* **Set exercise**
Filter the records for lines holding the string "React".

* **Data rows**
***
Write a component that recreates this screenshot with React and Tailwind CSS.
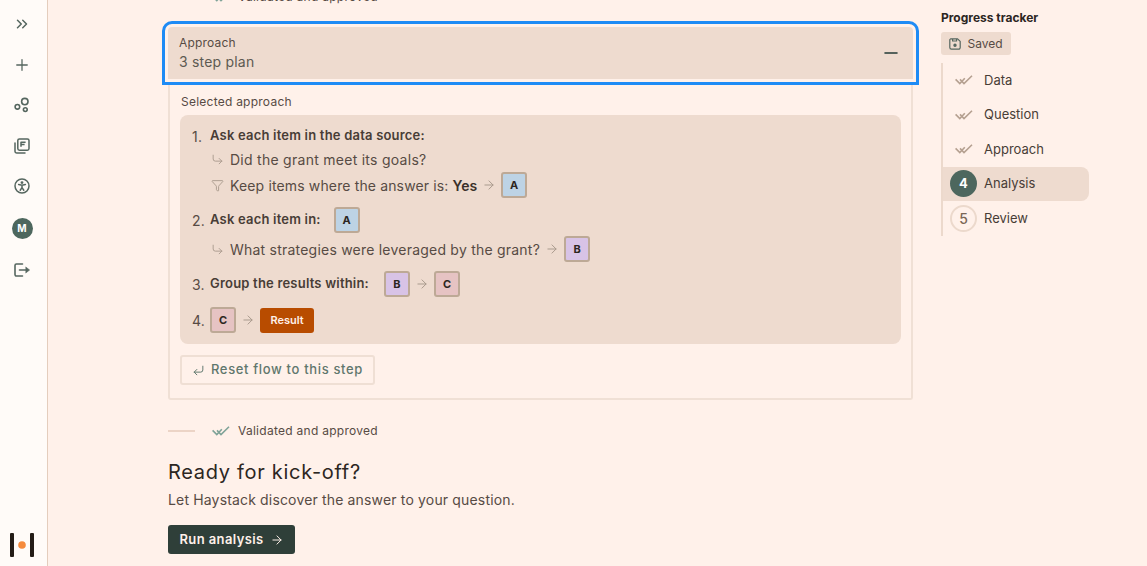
***
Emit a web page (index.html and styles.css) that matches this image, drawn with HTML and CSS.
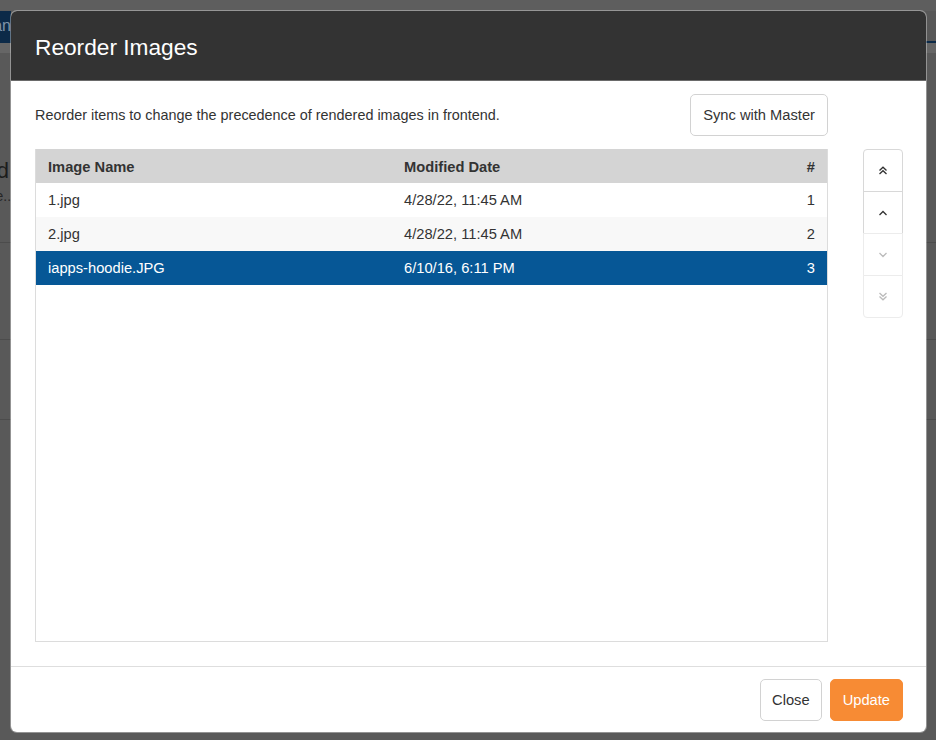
***
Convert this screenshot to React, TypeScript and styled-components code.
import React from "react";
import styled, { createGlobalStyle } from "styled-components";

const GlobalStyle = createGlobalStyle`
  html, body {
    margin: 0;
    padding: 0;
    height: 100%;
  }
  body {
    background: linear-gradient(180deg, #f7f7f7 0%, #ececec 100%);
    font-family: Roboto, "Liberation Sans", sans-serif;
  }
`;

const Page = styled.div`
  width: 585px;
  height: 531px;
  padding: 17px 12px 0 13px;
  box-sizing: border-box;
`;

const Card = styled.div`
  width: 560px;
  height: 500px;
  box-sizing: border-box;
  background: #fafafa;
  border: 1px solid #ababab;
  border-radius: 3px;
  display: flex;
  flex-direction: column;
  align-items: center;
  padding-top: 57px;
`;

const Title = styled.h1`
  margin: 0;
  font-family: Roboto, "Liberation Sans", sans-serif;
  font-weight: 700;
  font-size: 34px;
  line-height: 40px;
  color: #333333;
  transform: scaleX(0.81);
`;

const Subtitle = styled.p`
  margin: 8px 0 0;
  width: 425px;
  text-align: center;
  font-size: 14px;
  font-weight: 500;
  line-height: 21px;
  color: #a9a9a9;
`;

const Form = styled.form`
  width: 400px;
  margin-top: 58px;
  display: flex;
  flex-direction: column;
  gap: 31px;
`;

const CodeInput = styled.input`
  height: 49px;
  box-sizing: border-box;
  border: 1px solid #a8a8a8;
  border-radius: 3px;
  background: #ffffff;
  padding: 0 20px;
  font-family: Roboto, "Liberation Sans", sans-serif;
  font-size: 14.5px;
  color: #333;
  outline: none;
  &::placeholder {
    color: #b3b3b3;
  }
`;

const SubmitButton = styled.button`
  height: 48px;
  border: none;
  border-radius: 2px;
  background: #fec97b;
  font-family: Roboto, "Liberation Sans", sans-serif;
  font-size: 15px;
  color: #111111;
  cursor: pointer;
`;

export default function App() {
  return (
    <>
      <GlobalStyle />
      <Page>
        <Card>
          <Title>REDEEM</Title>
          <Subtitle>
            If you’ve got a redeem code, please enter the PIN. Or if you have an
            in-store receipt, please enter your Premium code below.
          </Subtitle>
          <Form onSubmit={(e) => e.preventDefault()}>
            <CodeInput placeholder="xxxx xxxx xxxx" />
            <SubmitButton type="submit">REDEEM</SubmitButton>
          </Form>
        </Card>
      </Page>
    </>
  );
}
***
* **Answer in full**
Write a component that recreates this screenshot with React and Tailwind CSS.
Convert this screenshot to React, TypeScript and styled-components code.
import React from "react";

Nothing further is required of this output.